Arroz con Pollo is a popular and comforting dish in Panama, made with rice, chicken and vegetables cooked together in one pot. It is often served at family gatherings and celebrations, but also enjoyed as an everyday meal. The dish gets its warm yellow color from spices and vegetables, creating a rich and satisfying combination of flavors. This home version keeps the traditional feel while making it simple to prepare.
😌 Difficulty: Easy
⏱️ Preparation time: 15 min
🔥 Cooking time: 35 min
⏳ Total time: 50 min
👥 Servings: 4
Ingredients
- 2 cups long-grain rice
- 500 g chicken pieces (thighs or breast, cut into chunks)
- 2 tbsp oil
- 1 small onion, chopped
- 2 garlic cloves, minced
- 1 red bell pepper, chopped
- 1 carrot, diced
- 100 g peas
- 1 tomato, chopped (or 150 g canned tomatoes)
- 1 tsp paprika
- 1/2 tsp turmeric (for color)
- 800 ml chicken broth
- salt and black pepper
Instructions
- Heat oil in a large pan or pot over medium heat.

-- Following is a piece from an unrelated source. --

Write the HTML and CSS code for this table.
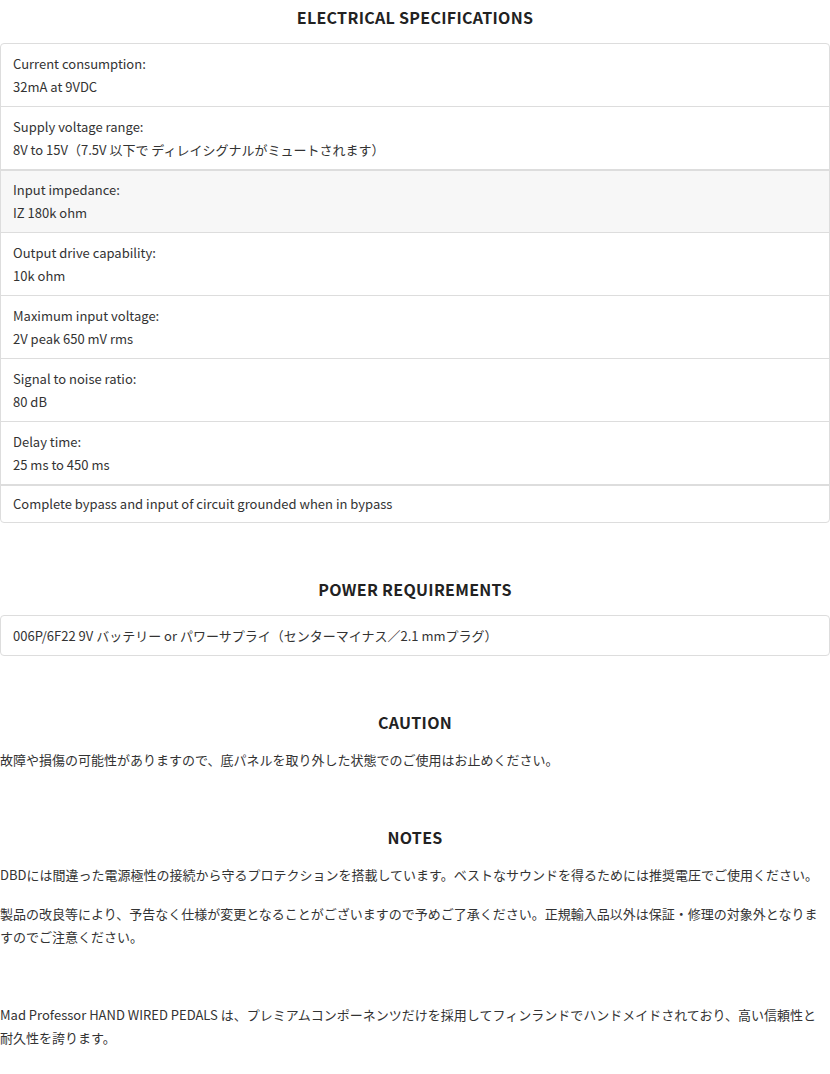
FILE: index.html
```html
<!DOCTYPE html>
<html lang="ja">
<head>
  <meta charset="UTF-8" />
  <title>Specifications</title>
  <link rel="stylesheet" href="styles.css">
</head>
<body>

  <!-- 電気的仕様 -->
  <section class="section first">
    <h2>ELECTRICAL SPECIFICATIONS</h2>
    <div class="spec-table">
      <div class="row">
        <div>Current consumption:</div>
        <div>32mA at 9VDC</div>
      </div>
      <div class="row">
        <div>Supply voltage range:</div>
        <div>8V to 15V（7.5V 以下で ディレイシグナルがミュートされます）</div>
      </div>
      <div class="row shaded thick">
        <div>Input impedance:</div>
        <div>IZ 180k ohm</div>
      </div>
      <div class="row">
        <div>Output drive capability:</div>
        <div>10k ohm</div>
      </div>
      <div class="row">
        <div>Maximum input voltage:</div>
        <div>2V peak 650 mV rms</div>
      </div>
      <div class="row">
        <div>Signal to noise ratio:</div>
        <div>80 dB</div>
      </div>
      <div class="row">
        <div>Delay time:</div>
        <div>25 ms to 450 ms</div>
      </div>
      <div class="row single thick">
        <div>Complete bypass and input of circuit grounded when in bypass</div>
      </div>
    </div>
  </section>

  <!-- 電源 -->
  <section class="section">
    <h2>POWER REQUIREMENTS</h2>
    <div class="spec-table">
      <div class="row single power">
        <div>006P/6F22 9V バッテリー or パワーサプライ（センターマイナス／2.1 mmプラグ）</div>
      </div>
    </div>
  </section>

  <!-- 注意 -->
  <section class="section">
    <h2>CAUTION</h2>
    <p>故障や損傷の可能性がありますので、底パネルを取り外した状態でのご使用はお止めください。</p>
  </section>

  <!-- 備考 -->
  <section class="section">
    <h2>NOTES</h2>
    <p>DBDには間違った電源極性の接続から守るプロテクションを搭載しています。ベストなサウンドを得るためには推奨電圧でご使用ください。</p>
    <p>製品の改良等により、予告なく仕様が変更となることがございますので予めご了承ください。正規輸入品以外は保証・修理の対象外となりますのでご注意ください。</p>
    <p>&nbsp;</p>
    <p>Mad Professor HAND WIRED PEDALS は、プレミアムコンポーネンツだけを採用してフィンランドでハンドメイドされており、高い信頼性と<br>耐久性を誇ります。</p>
  </section>

</body>
</html>
```

FILE: styles.css
```css
* {
  box-sizing: border-box;
}

body {
  margin: 0;
  padding: 0;
  font-family: "Noto Sans CJK JP", "Open Sans", sans-serif;
  font-size: 13px;
  line-height: 23px;
  color: #333;
  background-color: #fff;
}

.section {
  padding-top: 54px;
}

.section.first {
  padding-top: 5px;
}

h2 {
  margin: 0 0 14px;
  font-size: 16px;
  line-height: 24px;
  font-weight: bold;
  text-align: center;
  color: #222;
  letter-spacing: 0.3px;
}

.spec-table {
  border: 1px solid #ddd;
  border-radius: 4px;
  overflow: hidden;
}

.row {
  padding: 8px 12px;
  border-top: 1px solid #ddd;
}

.row:first-child {
  border-top: none;
}

.row.thick {
  border-top: 2px solid #ddd;
  padding-top: 7px;
}

.row.shaded {
  background-color: #f7f7f7;
}

.row.single {
  padding: 7px 12px;
}

.row.single.thick {
  padding-top: 6px;
}

.row.power {
  padding: 8px 12px;
}

p {
  margin: 0 0 16px;
}

.section p:last-child {
  margin-bottom: 0;
}
```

- Add chicken pieces and cook until lightly browned.
- Remove chicken and set aside.
- In the same pan, add onion and cook until soft.
- Add garlic and cook for 1 minute.
- Add bell pepper and carrot, cook for a few minutes.
- Stir in tomato, paprika and turmeric.
- Add rice and mix to coat with the mixture.
- Return chicken to the pan.
- Pour in chicken broth and season with salt and pepper.
- Bring to a boil, then reduce heat.
- Cover and simmer for about 20 minutes until rice is cooked.
- Add peas in the last 5 minutes of cooking.
- Let rest for a few minutes before serving.
SpinThatCuisine Tip 💡
Let the rice rest covered for 5 minutes after cooking so it finishes steaming and becomes fluffy instead of sticky.